Les entreprises de l'économie sociale et solidaire devraient également, selon nous, être mieux valorisées. Elles sont totalement absentes du droit de l'Union, et nous proposons d'y remédier en intégrant le concept de « lucrativité limitée » à l'article 54 du traité sur le fonctionnement de l'Union européenne, article qui définit ce que le droit européen entend par « sociétés », au sens « d'entreprises ».

L'égalité entre les femmes et les hommes nécessite également d'aller plus loin par plusieurs moyens, sachant que l'écart de rémunération reste de 16,1 % dans l'Union et l'écart de taux d'emploi s'élève à 15,1 points.

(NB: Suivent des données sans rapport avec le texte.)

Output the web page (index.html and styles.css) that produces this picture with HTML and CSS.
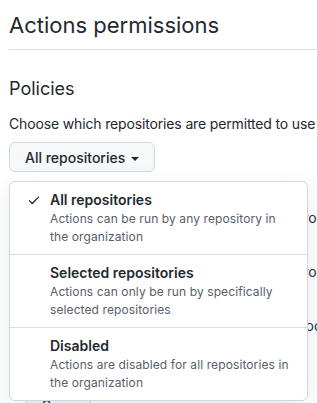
FILE: index.html
```html
<!DOCTYPE html>
<html>
    <head>
        <title>Actions permissions</title>
        <link rel="stylesheet" href="styles.css">
    </head>
    <body>
        <h1 class="page_title">Actions permissions</h1>

        <h2 class="section_title">Policies</h2>
        <p class="note">Choose which repositories are permitted to use GitHub Actions.</p>

        <button class="btn">All repositories <span class="caret"></span></button>

        <div class="options">
            <div class="option">Allow all actions and reusable workflows from selected sources</div>
            <div class="option">Allow all actions and reusable workflows from enterprise sources</div>
            <div class="option">Allow all actions, reusable workflows and local action definitions</div>
        </div>

        <button class="btn btn_save">Save</button>

        <!-- open dropdown lies over the page -->
        <div class="menu">
            <div class="menu_item">
                <svg class="check" width="16" height="16" viewBox="0 0 16 16"><path d="M13.78 4.22a.75.75 0 0 1 0 1.06l-7.25 7.25a.75.75 0 0 1-1.06 0L2.22 9.28a.75.75 0 0 1 1.06-1.06L6 10.94l6.72-6.72a.75.75 0 0 1 1.06 0Z"></path></svg>
                <div class="menu_title">All repositories</div>
                <div class="menu_desc">Actions can be run by any repository in the organization</div>
            </div>
            <div class="menu_item">
                <div class="menu_title">Selected repositories</div>
                <div class="menu_desc">Actions can only be run by specifically selected repositories</div>
            </div>
            <div class="menu_item">
                <div class="menu_title">Disabled</div>
                <div class="menu_desc">Actions are disabled for all repositories in the organization</div>
            </div>
        </div>
    </body>
</html>
```

FILE: styles.css
```css
body {
    margin: 0;
    padding: 0 0 0 9px;
    font-family: Inter, "Liberation Sans", sans-serif;
    color: #24292f;
    background-color: white;
    overflow: hidden;
    position: relative;
    height: 403px;
}
.page_title {
    margin: 0;
    padding: 7px 0 6px 0;
    font-size: 22px;
    line-height: 36px;
    font-weight: 400;
    border-bottom: 1px solid #d8dee4;
}
.section_title {
    margin: 25px 0 0 0;
    font-size: 18px;
    line-height: 28px;
    font-weight: 400;
}
.note {
    margin: 10px 0 0 0;
    font-size: 14px;
    line-height: 21px;
    letter-spacing: -0.15px;
    white-space: nowrap;
}
.btn {
    display: block;
    margin-top: 8px;
    height: 30px;
    padding: 0 15px;
    font-family: inherit;
    font-size: 14px;
    font-weight: 500;
    color: #24292f;
    background-color: #f6f8fa;
    border: 1px solid #d0d7de;
    border-radius: 6px;
}
.caret {
    display: inline-block;
    width: 0;
    height: 0;
    margin-left: 2px;
    vertical-align: middle;
    border-top: 4px solid #24292f;
    border-left: 4px solid transparent;
    border-right: 4px solid transparent;
}
.options {
    margin: 36px 0 0 17px;
}
.option {
    font-size: 14px;
    line-height: 20px;
    height: 54px;
    white-space: nowrap;
}
.btn_save {
    margin: 20px 0 0 17px;
    width: 65px;
    padding: 0;
}
.menu {
    position: absolute;
    top: 181px;
    left: 9px;
    width: 297px;
    background-color: white;
    border: 1px solid #d0d7de;
    border-radius: 6px;
    box-shadow: 0 8px 24px rgba(140, 149, 159, 0.2);
}
.menu_item {
    position: relative;
    padding: 8px 16px 8px 40px;
    border-bottom: 1px solid #d8dee4;
}
.menu_item:last-child {
    border-bottom: none;
}
.check {
    position: absolute;
    left: 17px;
    top: 11px;
    width: 14px;
    height: 14px;
    fill: #24292f;
}
.menu_title {
    font-size: 14px;
    line-height: 20px;
    font-weight: 600;
}
.menu_desc {
    font-size: 12px;
    line-height: 18px;
    letter-spacing: 0.1px;
    color: #57606a;
}
```
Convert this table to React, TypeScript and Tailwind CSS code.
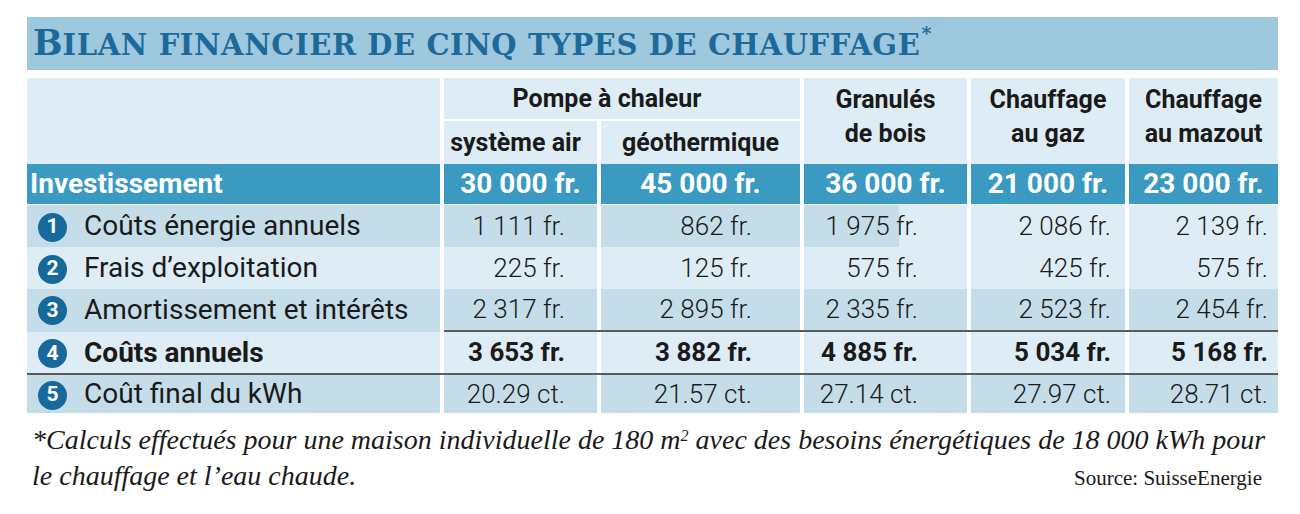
import React from 'react';

interface Row {
    num: number;
    label: string;
    values: string[];
    bold?: boolean;
}

const rows: Row[] = [
    { num: 1, label: 'Coûts énergie annuels', values: ['1 111 fr.', '862 fr.', '1 975 fr.', '2 086 fr.', '2 139 fr.'] },
    { num: 2, label: 'Frais d’exploitation', values: ['225 fr.', '125 fr.', '575 fr.', '425 fr.', '575 fr.'] },
    { num: 3, label: 'Amortissement et intérêts', values: ['2 317 fr.', '2 895 fr.', '2 335 fr.', '2 523 fr.', '2 454 fr.'] },
    { num: 4, label: 'Coûts annuels', values: ['3 653 fr.', '3 882 fr.', '4 885 fr.', '5 034 fr.', '5 168 fr.'], bold: true },
    { num: 5, label: 'Coût final du kWh', values: ['20.29 ct.', '21.57 ct.', '27.14 ct.', '27.97 ct.', '28.71 ct.'] },
];

const investments = ['30 000 fr.', '45 000 fr.', '36 000 fr.', '21 000 fr.', '23 000 fr.'];

// right padding per value column, so figures line up like the print layout
const valuePad = ['pr-[32px]', 'pr-[48px]', 'pr-[49px]', 'pr-[14px]', 'pr-[10px]'];

const DARK = 'bg-[#c5dde9]';
const LIGHT = 'bg-[#deedf5]';

// row 1 has the odd half-shaded cell under "Granulés"
const rowBg = (r: number, c: number) => {
    if (r === 0) {
        if (c <= 2) return DARK;
        if (c === 3) return 'bg-[linear-gradient(to_right,#c5dde9_58%,#deedf5_58%)]';
        return LIGHT;
    }
    return r % 2 === 0 ? DARK : LIGHT;
};

const rowHeight = ['h-[42px]', 'h-[42px]', 'h-[41px]', 'h-[41px]', 'h-[38px]'];

const App: React.FC = () => {
    return (
        <div className="w-[1300px] h-[514px] bg-white pl-[27px] pt-[17px] font-['Roboto','Liberation_Sans',sans-serif] text-[#1a1a1a]">
            <div className="w-[1251px]">
                {/* Title bar */}
                <div className="h-[53px] bg-[#9dc8de] pl-[6px] flex items-end pb-[10px] font-['DejaVu_Serif','Liberation_Serif',serif] font-bold text-[#1d6a9a] leading-none">
                    <span className="text-[35px]">B</span>
                    <span className="text-[29px] tracking-[0.6px]">ILAN FINANCIER DE CINQ TYPES DE CHAUFFAGE</span>
                    <span className="text-[19px] self-start mt-[7px] ml-[1px]">*</span>
                </div>

                <div className="grid grid-cols-[413px_153px_199px_163px_154px_149px] gap-x-[4px] mt-[8px]">
                    {/* Header */}
                    <div className={`row-span-2 ${LIGHT}`} />
                    <div className={`col-span-2 h-[41px] ${LIGHT} flex items-center justify-center pr-[30px] text-[25px] font-bold`}>
                        Pompe à chaleur
                    </div>
                    <div className={`row-span-2 ${LIGHT} flex flex-col items-center justify-center pb-[8px] text-[25px] font-bold leading-[34px]`}>
                        <span>Granulés</span>
                        <span>de bois</span>
                    </div>
                    <div className={`row-span-2 ${LIGHT} flex flex-col items-center justify-center pb-[8px] text-[25px] font-bold leading-[34px]`}>
                        <span>Chauffage</span>
                        <span>au gaz</span>
                    </div>
                    <div className={`row-span-2 ${LIGHT} flex flex-col items-center justify-center pb-[8px] text-[25px] font-bold leading-[34px]`}>
                        <span>Chauffage</span>
                        <span>au mazout</span>
                    </div>
                    <div className={`mt-[2px] h-[43px] ${LIGHT} flex items-center justify-center pr-[10px] text-[25px] font-bold`}>
                        système air
                    </div>
                    <div className={`mt-[2px] h-[43px] ${LIGHT} flex items-center justify-center text-[25px] font-bold`}>
                        géothermique
                    </div>

                    {/* Investissement */}
                    <div className="h-[40px] bg-[#3a9ac1] flex items-center pl-[3px] text-white text-[28px] font-bold">
                        Investissement
                    </div>
                    {investments.map((v) => (
                        <div key={v} className="h-[40px] bg-[#3a9ac1] flex items-center justify-center text-white text-[28px] font-bold whitespace-nowrap">
                            {v}
                        </div>
                    ))}
                    <div className="col-span-full h-px" />

                    {/* Data rows */}
                    {rows.map((row, r) => (
                        <React.Fragment key={row.num}>
                            {row.num === 4 && (
                                <>
                                    <div className={`h-[2px] ${DARK}`} />
                                    <div className="col-span-5 h-[2px] bg-[#5b5b5b]" />
                                </>
                            )}
                            {row.num === 5 && <div className="col-span-full h-[2px] bg-[#5b5b5b]" />}
                            <div className={`${rowHeight[r]} ${rowBg(r, 0)} flex items-center pl-[11px]`}>
                                <span className="w-[29px] h-[29px] mt-[2px] rounded-full bg-[#17699b] text-white text-[21px] font-bold flex items-center justify-center shrink-0">
                                    {row.num}
                                </span>
                                <span className={`ml-[17px] text-[28px] whitespace-nowrap ${row.bold ? 'font-bold' : 'font-normal'}`}>
                                    {row.label}
                                </span>
                            </div>
                            {row.values.map((v, c) => (
                                <div
                                    key={c}
                                    className={`${rowHeight[r]} ${rowBg(r, c + 1)} ${valuePad[c]} flex items-center justify-end text-[26px] whitespace-nowrap ${row.bold ? 'font-bold' : 'font-light'}`}
                                >
                                    {v}
                                </div>
                            ))}
                        </React.Fragment>
                    ))}
                </div>

                {/* Footnote */}
                <div className="mt-[9px] pl-[5px] font-['Liberation_Serif',serif] text-[#1a1a1a]">
                    <div className="italic text-[28px] leading-[36px] whitespace-nowrap">
                        *Calculs effectués pour une maison individuelle de 180 m<sup className="text-[16px]">2</sup> avec des besoins énergétiques de 18 000 kWh pour
                    </div>
                    <div className="flex items-baseline justify-between pr-[16px]">
                        <span className="italic text-[28px] leading-[36px]">le chauffage et l’eau chaude.</span>
                        <span className="text-[21px]">Source: SuisseEnergie</span>
                    </div>
                </div>
            </div>
        </div>
    );
};

export default App;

Nous proposons donc : un plan d'investissement européen dans les structures de garde d'enfants ; la création d'un médiateur, en priorité pour les États de la zone euro, doté de compétences relatives aux situations de séparations familiales avec enfants pour les couples binationaux ; et enfin, l'accroissement des garanties de transparence de rémunérations, outil majeur pour lutter contre les inégalités de salaires.

Notre rapport formule également la recommandation de réviser la directive du 27 novembre 2000 en ce qui concerne l'inclusion des personnes en situation de handicap, afin notamment de promouvoir désormais l'objectif d'inclusion totale des personnes handicapées, à la fois dans le cadre scolaire et dans l'entreprise.

Concernant les fonds sociaux européens, nous avons été frappées de constater qu'aucune évaluation scientifique n'est faite afin de mesurer leur impact. Nous ne savons pas dans quelles proportions ces fonds permettent, par exemple, la diminution du taux de pauvreté, du taux de précarité sociale, ou l'insertion sur le marché du travail. Il nous paraît donc indispensable de demander à la Commission européenne de produire ces évaluations au niveau communautaire et nous incitons les États membres, en particulier le Ministère français des Solidarités et de la Santé, à le faire sur leurs territoires respectifs.